The paper, by risk management firm Willis Towers Watson and Angela Antonelli, executive director of Georgetown University's Center for Retirement Initiatives, contends that broadening investment alternatives in a target-date fund structure enhances returns.
“Including these assets classes can improve expected retirement income and mitigate loss in downside scenarios,” according to the report, titled, “The Evolution of Target Date Funds: Using Alternatives to Improve Retirement Plan Outcomes.”
A diversified target-date fund portfolio generates about 17 percent more than an undiversified portfolio for each $100,000 in annual pre-retirement wages, the report said.

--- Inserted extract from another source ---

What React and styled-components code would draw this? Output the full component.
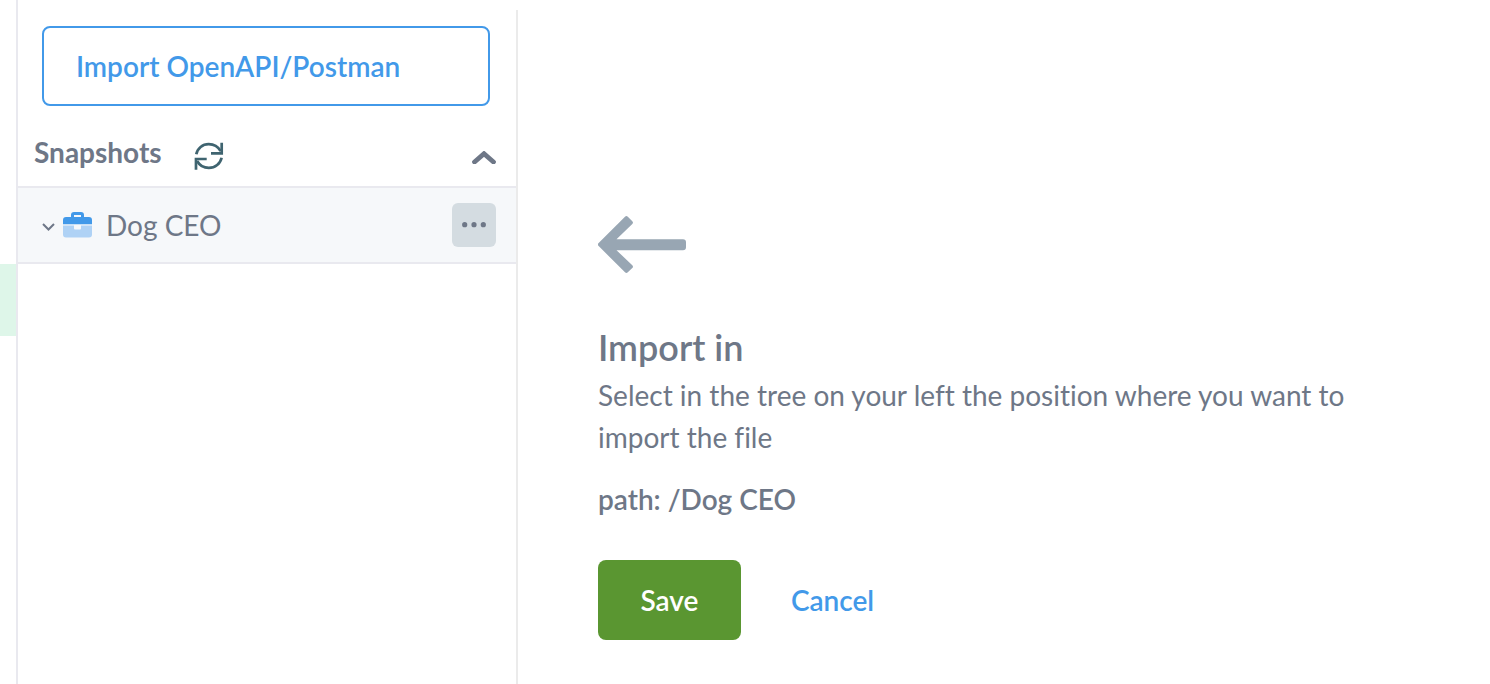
import React, { useState } from 'react';
import styled, { createGlobalStyle, ThemeProvider } from 'styled-components';

const theme = {
  palette: {
    primary: '#4299e9',
    primaryLight: '#afd2f5',
    success: '#5a9631',
    text: '#6e7787',
    muted: '#98a6b3',
    refresh: '#3f6470',
    line: '#e9e9ef',
    divider: '#ebebeb',
    row: '#f6f8fa',
    chip: '#d4dce1',
    mint: '#def6e9',
    white: '#ffffff',
  },
  typeface: "Lato, 'Open Sans', sans-serif",
};

const GlobalStyle = createGlobalStyle`
  * {
    box-sizing: border-box;
  }

  body {
    margin: 0;
    background-color: ${theme.palette.white};
    color: ${theme.palette.text};
    font: normal 400 28px/42px ${theme.typeface};
    font-variant-ligatures: none;
  }

  h1, h2, p, ul {
    margin: 0;
    padding: 0;
  }

  button {
    padding: 0;
    border: none;
    background-color: transparent;
    color: inherit;
    font: inherit;
    cursor: pointer;
  }

  svg {
    display: block;
  }
`;

const StyledPage = styled.div`
  display: flex;
  min-height: 100vh;
`;

const Rail = styled.div`
  flex: none;
  width: 16px;
  padding-top: 264px;
`;

const RailMarker = styled.div`
  height: 72px;
  background-color: ${props => props.theme.palette.mint};
`;

const Sidebar = styled.aside`
  flex: none;
  width: 500px;
  padding-top: 26px;
  border-left: 2px solid ${props => props.theme.palette.line};
`;

const ImportButton = styled.button`
  display: block;
  width: 448px;
  height: 80px;
  margin-left: 24px;
  padding: 0 32px;
  border: 2px solid ${props => props.theme.palette.primary};
  border-radius: 8px;
  color: ${props => props.theme.palette.primary};
  font-weight: 600;
  text-align: left;
`;

const SectionHeader = styled.div`
  display: flex;
  align-items: center;
  height: 82px;
  padding: 14px 20px 0 16px;
  border-bottom: 2px solid ${props => props.theme.palette.line};
`;

const SectionTitle = styled.h2`
  min-width: 136px;
  padding-bottom: 2px;
  font-size: 28px;
  font-weight: 700;
`;

const IconButton = styled.button`
  margin-left: ${props => (props.$end ? 'auto' : '24px')};
  padding-top: ${props => (props.$end ? '8px' : '6px')};
  color: ${props => props.theme.palette[props.$tone]};
`;

const Tree = styled.ul`
  list-style: none;
`;

const TreeItem = styled.li`
  display: flex;
  align-items: center;
  height: 76px;
  padding: 0 20px 0 24px;
  border-bottom: 2px solid ${props => props.theme.palette.line};
  background-color: ${props => props.theme.palette.row};
`;

const TreeLabel = styled.button`
  display: flex;
  align-items: center;
  flex: 1;
  text-align: left;

  .caret {
    margin-top: 4px;
  }

  .briefcase {
    margin: 0 14px 0 8px;
  }
`;

const MoreButton = styled.button`
  display: flex;
  justify-content: center;
  align-items: center;
  width: 44px;
  height: 44px;
  border-radius: 6px;
  background-color: ${props => props.theme.palette.chip};
`;

const Main = styled.main`
  flex: 1;
  margin-top: 10px;
  padding: 206px 80px 40px;
  border-left: 2px solid ${props => props.theme.palette.divider};
`;

const Title = styled.h1`
  margin: 49px 0 2px;
  font-size: 36px;
  font-weight: 600;
  line-height: 50px;
`;

const Description = styled.p`
  max-width: 800px;
`;

const Path = styled.p`
  margin-top: 20px;
  font-weight: 600;
`;

const Actions = styled.div`
  display: flex;
  gap: 48px;
  margin-top: 40px;
`;

const Button = styled.button`
  min-width: ${props => (props.$filled ? '143px' : '87px')};
  height: 80px;
  border-radius: 8px;
  background-color: ${props =>
    props.$filled ? props.theme.palette.success : 'transparent'};
  color: ${props =>
    props.$filled ? props.theme.palette.white : props.theme.palette.primary};
  font-weight: 600;
`;

const RefreshIcon = () => (
  <svg width="30" height="28" viewBox="0 0 30 28" fill="none" stroke="currentColor" strokeWidth="2.7">
    <path d="M2.3 12.3C3.500 6.300 8.500 2.200 14.700 2.200c5 0 9.400 2.500 11.900 7" />
    <path d="M27.700 0.800v10.600H17" />
    <path d="M27.600 15.700c-1.200 5.900-6.400 10.200-12.800 10.200-5 0-9.300-2.600-11.700-6.900" />
    <path d="M2 27.800V17h10.700" />
  </svg>
);

const CollapseIcon = () => (
  <svg width="24" height="13" viewBox="0 0 24 13" fill="none" stroke="currentColor" strokeWidth="4.800" strokeLinecap="round">
    <path d="M2.500 11L12 2.700L21.500 11" />
  </svg>
);

const CaretIcon = () => (
  <svg className="caret" width="13" height="8" viewBox="0 0 13 8" fill="none" stroke="currentColor" strokeWidth="2">
    <path d="M1 1l5.500 5.500L12 1" />
  </svg>
);

const BriefcaseIcon = () => (
  <svg className="briefcase" width="29" height="26" viewBox="0 0 29 26">
    <path
      fill={theme.palette.primary}
      fillRule="evenodd"
      d="M3 5h5V3a3 3 0 0 1 3-3h7a3 3 0 0 1 3 3v2h5a3 3 0 0 1 3 3v4.300H0V8a3 3 0 0 1 3-3zm8 0h7V3h-7z"
    />
    <path
      fill={theme.palette.primaryLight}
      d="M0 13.500h11v3a1 1 0 0 0 1 1h5a1 1 0 0 0 1-1v-3h11V22.500a3 3 0 0 1-3 3H3a3 3 0 0 1-3-3z"
    />
  </svg>
);

const DotsIcon = () => (
  <svg width="24" height="6" viewBox="0 0 24 6" fill="currentColor">
    <circle cx="2.700" cy="2.700" r="2.600" />
    <circle cx="12" cy="2.700" r="2.600" />
    <circle cx="21.300" cy="2.700" r="2.600" />
  </svg>
);

const ArrowIcon = () => (
  <svg width="88" height="57" viewBox="0 0 88 57" fill={theme.palette.muted}>
    <path d="M0.400 27.200L27 0.800a2 2 0 0 1 2.800 0L34.300 5.200a2 2 0 0 1 0 2.800L18.500 23.200H85a3 3 0 0 1 3 3v5a3 3 0 0 1-3 3H18.500L34.300 49.300a2 2 0 0 1 0 2.800L29.800 56.300a2 2 0 0 1-2.800 0L0.400 29.800a1.800 1.800 0 0 1 0-2.600z" />
  </svg>
);

function App() {
  const [open, setOpen] = useState(true);

  return (
    <ThemeProvider theme={theme}>
      <GlobalStyle />
      <StyledPage>
        <Rail>
          <RailMarker />
        </Rail>
        <Sidebar>
          <ImportButton type="button">Import OpenAPI/Postman</ImportButton>
          <SectionHeader>
            <SectionTitle>Snapshots</SectionTitle>
            <IconButton type="button" $tone="refresh" aria-label="Refresh">
              <RefreshIcon />
            </IconButton>
            <IconButton
              type="button"
              $end
              $tone="text"
              aria-label="Toggle snapshots"
              aria-expanded={open}
              onClick={() => setOpen(!open)}
            >
              <CollapseIcon />
            </IconButton>
          </SectionHeader>
          {open && (
            <Tree>
              <TreeItem>
                <TreeLabel type="button">
                  <CaretIcon />
                  <BriefcaseIcon />
                  Dog CEO
                </TreeLabel>
                <MoreButton type="button" aria-label="More">
                  <DotsIcon />
                </MoreButton>
              </TreeItem>
            </Tree>
          )}
        </Sidebar>
        <Main>
          <ArrowIcon />
          <Title>Import in</Title>
          <Description>
            Select in the tree on your left the position where you want to
            import the file
          </Description>
          <Path>path: /Dog CEO</Path>
          <Actions>
            <Button type="button" $filled>
              Save
            </Button>
            <Button type="button">Cancel</Button>
          </Actions>
        </Main>
      </StyledPage>
    </ThemeProvider>
  );
}

export default App;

Having alternative assets in a defined contribution plan in retirement, according to the study, improves the probability of not running out of money over a 30-year retirement period and “provides higher expected returns and lower downside risk at the time of retirement and lower downside risk.”
Jason Shapiro, director of investments with Willis Towers Watson, which works with large institutional clients, said the goal of paper was to change the retirement planning marketplace, including how regulators view it. He noted that the retirement center is talking to the U.S. Department of Labor about allowing more alternatives in defined contribution plans.
Shapiro argued that, while equities provide strong returns over the long term, the case for holding more than just stocks is that it can take them long periods to obtain their strong returns. In the meantime, sometimes over 10-year return periods, equities could hurt those in retirement during shorter holding periods.
Alternatives can smooth out returns during periods when equities are doing terrible, such as the lost decade at the beginning of the century, he said.
Shapiro and other panelists said the case for alternatives is underscored by the recent decade, during which stocks shined. When stocks return to the mean, they argued, that will have an impact on investors in the middle of building retirement nest eggs.
“To mitigate that volatility," alternatives can “have a really strong effect on wealth accumulation,” Shapiro said.